Wem dieses „zu Ohren gekommen“ ist, wird ebenso nicht aufgelöst, wie die Frage, wie es den Beobachtenden möglich war, die Fahrzeuge, deren Halter und Halterinnen sich ungebührlich verhalten haben, als Klein Borstler oder Wellingsbüttler zu identifizieren.

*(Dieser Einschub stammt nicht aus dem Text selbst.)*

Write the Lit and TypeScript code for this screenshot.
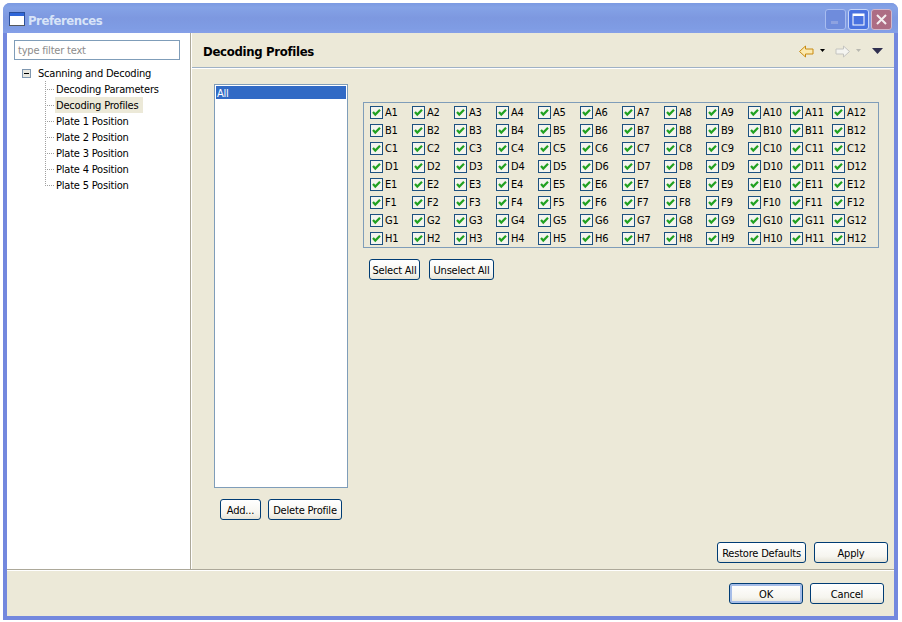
import { LitElement, html, css, svg } from 'lit';
import { customElement } from 'lit/decorators.js';

const ROWS = ['A', 'B', 'C', 'D', 'E', 'F', 'G', 'H'];
const COLS = [1, 2, 3, 4, 5, 6, 7, 8, 9, 10, 11, 12];
const PAGES = [
  'Decoding Parameters',
  'Decoding Profiles',
  'Plate 1 Position',
  'Plate 2 Position',
  'Plate 3 Position',
  'Plate 4 Position',
  'Plate 5 Position',
];

const checkMark = svg`<path d="M3 6 L5.3 8.6 L10 3.8" fill="none" stroke="#21a121" stroke-width="2.2"/>`;

@customElement('app-root')
export class AppRoot extends LitElement {
  static styles = css`
    :host {
      display: block;
      width: 902px;
      height: 622px;
      background: #fff;
      font-family: 'DejaVu Sans Condensed', 'DejaVu Sans', sans-serif;
      font-stretch: condensed;
      font-size: 11px;
      letter-spacing: -0.2px;
      color: #000;
      overflow: hidden;
    }

    .window {
      margin: 3px 0 0 3px;
      width: 895px;
      height: 617px;
      box-sizing: border-box;
      display: flex;
      flex-direction: column;
      padding: 0 4px 4px;
      border-radius: 7px 7px 0 0;
      background: #7388de;
    }

    /* Title bar */
    .titlebar {
      height: 30px;
      margin: 0 -4px;
      padding: 2px 6px 0 6px;
      box-sizing: border-box;
      flex: none;
      display: flex;
      align-items: center;
      border-radius: 7px 7px 0 0;
      background: linear-gradient(180deg, #7b9ae2 0%, #84a2e6 15%, #7d98e0 50%, #7f9ce4 85%, #86a0e8 100%);
    }
    .title {
      margin: 3px 0 0 3px;
      font-size: 13px;
      letter-spacing: -0.45px;
      font-weight: 700;
      color: #d8e4f8;
      flex: 1;
    }
    .caption {
      width: 21px;
      height: 21px;
      margin-left: 2px;
      box-sizing: border-box;
      display: flex;
      align-items: center;
      justify-content: center;
      border: 1px solid #a9bdf0;
      border-radius: 3px;
    }
    .caption.min { background: #6f8cdc; }
    .caption.max { background: #4a72e0; border-color: #c8d6f8; }
    .caption.close { background: #ad6d84; border-color: #d0b8cc; }

    .body {
      flex: 1;
      min-height: 0;
      display: flex;
      flex-direction: column;
      background: #ece9d8;
    }
    .main {
      flex: 1;
      min-height: 0;
      display: flex;
      border-bottom: 1px solid #aca899;
      box-shadow: 0 1px 0 #fff;
    }

    /* Left tree */
    .nav {
      width: 184px;
      flex: none;
      box-sizing: border-box;
      padding: 7px 10px 0 7px;
      background: #fff;
      border-right: 1px solid #aca899;
    }
    .filter {
      height: 20px;
      box-sizing: border-box;
      border: 1px solid #7f9db9;
      padding-left: 3px;
      line-height: 20px;
      color: #8c8c8c;
    }
    .root {
      margin: 5px 0 0 8px;
      height: 16px;
      display: flex;
      align-items: center;
      gap: 7px;
      line-height: 16px;
    }
    .root span {
      padding-top: 2px;
    }
    .tree {
      margin-left: 31px;
    }
    .leaf {
      height: 16px;
      display: flex;
      line-height: 18px;
    }
    .conn {
      width: 10px;
      flex: none;
      background:
        repeating-linear-gradient(180deg, #a0a0a0 0 1px, transparent 1px 2px) left top / 1px 100% no-repeat,
        repeating-linear-gradient(90deg, #a0a0a0 0 1px, transparent 1px 2px) left 8px / 100% 1px no-repeat;
    }
    .leaf:last-child .conn {
      background:
        repeating-linear-gradient(180deg, #a0a0a0 0 1px, transparent 1px 2px) left top / 1px 9px no-repeat,
        repeating-linear-gradient(90deg, #a0a0a0 0 1px, transparent 1px 2px) left 8px / 100% 1px no-repeat;
    }
    .label {
      padding: 0 5px 0 1px;
    }
    .leaf.sel .label {
      background: #ece9d8;
    }

    /* Right page */
    .page {
      flex: 1;
      min-width: 0;
      display: flex;
      flex-direction: column;
      border-left: 1px solid #fff;
    }
    .head {
      height: 35px;
      flex: none;
      display: flex;
      align-items: center;
      padding: 2px 11px 0 11px;
      box-sizing: border-box;
      border-bottom: 1px solid #9fb1c5;
      box-shadow: 0 1px 0 #fff;
    }
    .head h1 {
      flex: 1;
      margin: 0;
      font-size: 13px;
      letter-spacing: -0.3px;
      font-weight: 700;
    }
    .tools {
      display: flex;
      align-items: center;
    }
    .content {
      flex: 1;
      min-height: 0;
      display: flex;
      padding: 16px 10px 0 22px;
      gap: 15px;
    }
    .profiles {
      width: 134px;
      flex: none;
      display: flex;
      flex-direction: column;
    }
    .list {
      height: 404px;
      box-sizing: border-box;
      border: 1px solid #7f9db9;
      background: #fff;
      padding: 1px;
    }
    .list .item {
      height: 13px;
      line-height: 15px;
      padding-left: 1px;
      background: #316ac5;
      color: #fff;
    }
    .row {
      display: flex;
      gap: 7px;
    }
    .profiles .row {
      margin: 11px 0 0 6px;
    }
    .wells {
      flex: 1;
      min-width: 0;
      display: flex;
      flex-direction: column;
      padding-top: 18px;
    }
    .grid {
      width: 516px;
      height: 146px;
      box-sizing: border-box;
      border: 1px solid #7f9db9;
      display: grid;
      grid-template-columns: repeat(12, 42px);
      grid-auto-rows: 18px;
      padding: 0 0 0 5px;
      align-content: center;
    }
    .cell {
      display: flex;
      align-items: center;
      gap: 2px;
      line-height: 18px;
    }
    .cell span {
      padding-top: 1px;
    }
    .check {
      width: 13px;
      height: 13px;
      flex: none;
      display: block;
      margin-left: 1px;
    }
    .wells .row {
      margin: 11px 0 0 6px;
      gap: 9px;
    }
    .page-actions {
      display: flex;
      justify-content: flex-end;
      gap: 8px;
      padding: 0 6px 6px 0;
      margin-top: -27px;
    }
    .footer {
      height: 46px;
      flex: none;
      display: flex;
      justify-content: flex-end;
      gap: 7px;
      padding: 13px 10px 0 0;
      box-sizing: border-box;
    }

    button {
      height: 21px;
      box-sizing: border-box;
      padding: 2px 0 0;
      border: 1px solid #003c74;
      border-radius: 3px;
      background: linear-gradient(180deg, #fff 0%, #f6f5ef 70%, #e6e3d6 100%);
      font: inherit;
      letter-spacing: -0.2px;
      color: #000;
    }
    button.wide { width: 74px; }
    button.default {
      box-shadow: inset 0 0 0 2px #a6bde8;
    }
  `;

  private _cell(row: string, col: number) {
    return html`<div class="cell">
      <svg class="check" viewBox="0 0 13 13">
        <rect x="0.5" y="0.5" width="12" height="12" fill="#f4f4ee" stroke="#1c5180"/>
        ${checkMark}
      </svg>
      <span>${row}${col}</span>
    </div>`;
  }

  render() {
    return html`
      <div class="window">
        <div class="titlebar">
          <svg width="16" height="16" viewBox="0 0 16 16">
            <rect x="0.5" y="1.5" width="15" height="13" fill="#fff" stroke="#2a4f9c"/>
            <rect x="1" y="2" width="14" height="3" fill="#2f66d8"/>
            <rect x="0" y="14" width="16" height="1" fill="#55585c"/>
          </svg>
          <span class="title">Preferences</span>
          <div class="caption min">
            <svg width="11" height="11" viewBox="0 0 11 11"><rect x="1" y="7" width="7" height="3" fill="#8ea2e0"/></svg>
          </div>
          <div class="caption max">
            <svg width="13" height="13" viewBox="0 0 13 13">
              <rect x="1" y="1" width="11" height="11" fill="none" stroke="#fff" stroke-width="1"/>
              <rect x="1" y="1" width="11" height="2" fill="#fff"/>
            </svg>
          </div>
          <div class="caption close">
            <svg width="13" height="13" viewBox="0 0 13 13">
              <path d="M2 2 L11 11 M11 2 L2 11" stroke="#f4eef0" stroke-width="2" fill="none"/>
            </svg>
          </div>
        </div>

        <div class="body">
          <div class="main">
            <div class="nav">
              <div class="filter">type filter text</div>
              <div class="root">
                <svg width="9" height="9" viewBox="0 0 9 9">
                  <rect x="0.5" y="0.5" width="8" height="8" fill="#e8e8e0" stroke="#7f97b0"/>
                  <rect x="2" y="4" width="5" height="1" fill="#000"/>
                </svg>
                <span>Scanning and Decoding</span>
              </div>
              <div class="tree">
                ${PAGES.map(
                  (p) => html`<div class="leaf ${p === 'Decoding Profiles' ? 'sel' : ''}">
                    <span class="conn"></span><span class="label">${p}</span>
                  </div>`,
                )}
              </div>
            </div>

            <div class="page">
              <div class="head">
                <h1>Decoding Profiles</h1>
                <div class="tools">
                  <svg width="15" height="13" viewBox="0 0 15 13">
                    <path d="M0.5 6.5 L6.5 1 V4 H14 V9 H6.5 V12 Z" fill="#fbe9b0" stroke="#c88a10"/>
                  </svg>
                  <svg width="7" height="4" viewBox="0 0 7 4" style="margin:0 9px 0 5px"><path d="M1 0 H6 L3.5 3 Z" fill="#000"/></svg>
                  <svg width="15" height="13" viewBox="0 0 15 13">
                    <path d="M14.5 6.5 L8.5 1 V4 H1 V9 H8.5 V12 Z" fill="#f4f4f0" stroke="#c4c4c0"/>
                  </svg>
                  <svg width="7" height="4" viewBox="0 0 7 4" style="margin:0 10px 0 5px"><path d="M1 0 H6 L3.5 3 Z" fill="#b8b8b0"/></svg>
                  <svg width="11" height="6" viewBox="0 0 11 6"><path d="M0 0 H11 L5.5 6 Z" fill="#303050"/></svg>
                </div>
              </div>

              <div class="content">
                <div class="profiles">
                  <div class="list"><div class="item">All</div></div>
                  <div class="row">
                    <button style="width:41px">Add...</button>
                    <button style="width:74px">Delete Profile</button>
                  </div>
                </div>
                <div class="wells">
                  <div class="grid">
                    ${ROWS.map((r) => COLS.map((c) => this._cell(r, c)))}
                  </div>
                  <div class="row">
                    <button style="width:51px">Select All</button>
                    <button style="width:65px">Unselect All</button>
                  </div>
                </div>
              </div>

              <div class="page-actions">
                <button style="width:89px">Restore Defaults</button>
                <button class="wide">Apply</button>
              </div>
            </div>
          </div>
          <div class="footer">
            <button class="wide default">OK</button>
            <button class="wide">Cancel</button>
          </div>
        </div>
      </div>
    `;
  }
}
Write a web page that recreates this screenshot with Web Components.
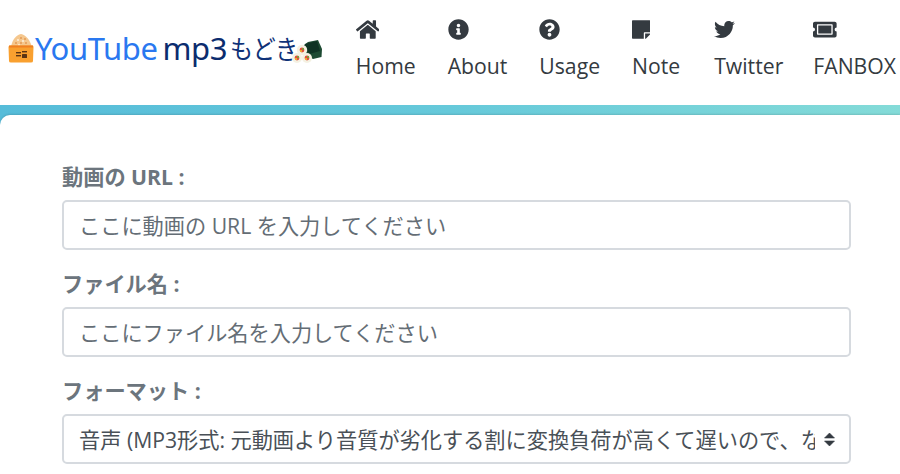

Dieses ist vor allem vor dem Hintergrund interessant, dass die Schranke täglich ab 18:00 Uhr offen steht und die Durchfahrt überhaupt nicht mehr kontrolliert wird. So war es ganz Hamburg in den Monaten August, September und Oktober (Ende Oktober Verkürzung der Öffnungszeiten auf 18:00 Uhr für die Ausgänge Richtung Sasel und Steilshoop) mehrere Stunden möglich, den Friedhof auf voller Ausdehnung zu durchfahren.

Sollten jedoch Autofahrer anhand ihrer Durchfahrtgenehmigung als Anwohnende identifiziert worden sein, wirft es die Frage auf, warum diese nicht persönlich mit Konsequenzen zu rechnen haben. Bei Beantragung der Durchfahrtgenehmigungen mussten die Halterdaten mit aufgegeben werden. Eine Kollektivstrafe für alle, weil eine kleine Minderheit sich nicht zu verhalten weiß, wäre eine völlig unangemessene Maßnahme, die sicher nicht dazu beiträgt, dass die Baumaßnahmen von Hamburg Wasser „reibungslos“ durchgeführt werden können. Klein Borstel hat in der Vergangenheit mehr als einmal seine Wehrhaftigkeit gegen Unverhältnismäßigkeiten bewiesen.

Hamburg Wasser täte gut daran, Probleme dieser Art mit den Anwohnern zu klären, statt Mitteilungen über die Presse zu lancieren. Dass das Hamburger Abendblatt in dieser Art und Weise aufsattelt, ist deren tägliches Geschäft. So wurden einfach mal die Bewohner und Bewohnerinnen Klein Borstels und Wellingsbüttel unter Generalverdacht gestellt und ihnen der “Respekt vor der Besonderheit des Ortes” abgesprochen.

Die Klein Borstler und Wellingsbüttler wohnen in unmittelbarer Nähe des Friedhofs, kennen somit wie niemand sonst die Besonderheiten dieses Ortes und sind wie niemand sonst daran interessiert, dass die 3,5-jährige Bauzeit von Hamburg Wasser „reibungslos“ verläuft.